I have some nostalgia for the past world of "supercomputers" that were actually purpose-built devices, rather than clusters of off-the-shelf hardware. Economics don't favor the purpose-built, for sure, but things like the old Connection Machines and Cray machines seem very romantic to me. This product seems a bit like an artifact from that time.
Edit: I think the Cray talk I'm thinking about is https://www.youtube.com/watch?v=8Z9VStbhplQ
""Both Cerebras’ first and second generation chips are created by removing the largest possible square from a 300 mm wafer to create 46,000 square millimeter chips roughly the size of a dinner plate. An array of repeated identical tiles (84 of them) is built into the wafer, enabling redundancy.""
This rabbit hole got me to this Anandtech article: https://www.anandtech.com/show/16626/cerebras-unveils-wafer-...
From mainframes to supercomputers, these parts are still far from off-the-shell hardware. They might use components that share a common heritage with their COTS cousins (in that they're not being developed specifically for a single supercomputer), but from CPU to interconnects you won't be able to source the components as-is new on the free market. Everything is still customised to varying degrees to meet customer specs and -pricing.
Packaging and cooling has been solved, btw. and the company indeed sells a "plug-and-play" system complete with software support for relevant software packages (e.g. TensorFlow and friends).
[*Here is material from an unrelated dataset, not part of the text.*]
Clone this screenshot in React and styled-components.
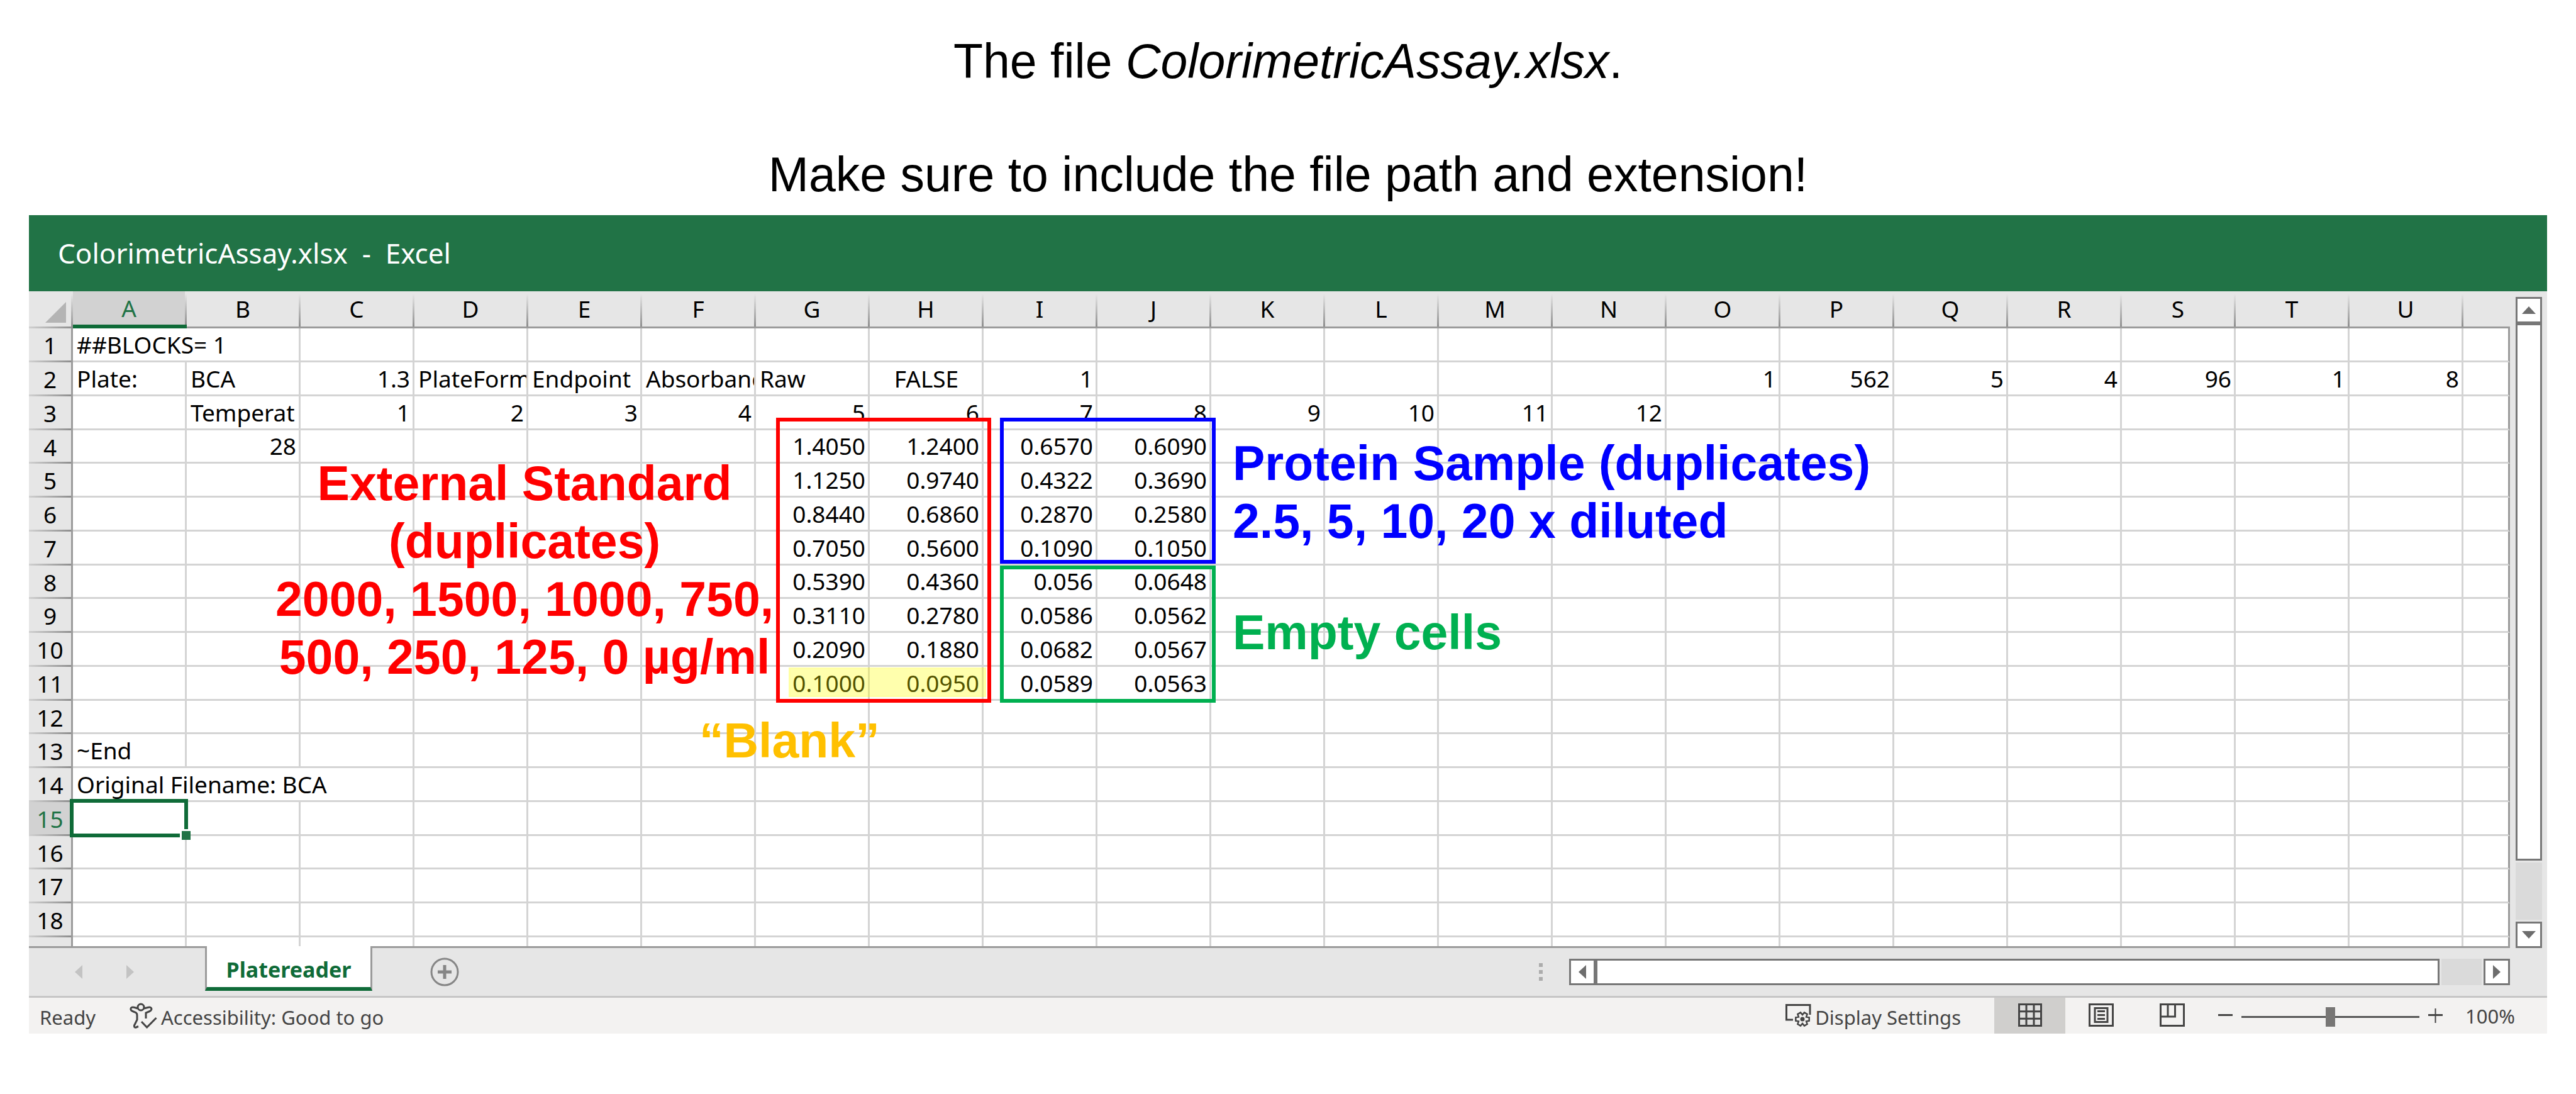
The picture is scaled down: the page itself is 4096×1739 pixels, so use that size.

That's what I'm talking about. This system isn't just new arrangement of off-the-shelf x86/x64-based CPUs or commodity GPU cores with exotic interconnects.
> Packaging and cooling has been solved, btw. and the company indeed sells a "plug-and-play" system
I'm aware that they have a product. My interest would be in hearing about how they solved their packaging, power, and cooling challenges. That's actually more interesting to me than the capabilities of the system to deliver neural network processing. There had to be a ton of fun engineering in figuring out how to make a system out of the raw technology.
I guess only inertia is stopping them from going full scale on wafer scale.
Don't know much about the development costs though.
Edit: I got those infos from a YT video, which talks a bit about it and the second generation of the chip
Not sure how they did it. Probably burning the SX microcode after testing?
"That's nice but we'll never be able to scale this down any more."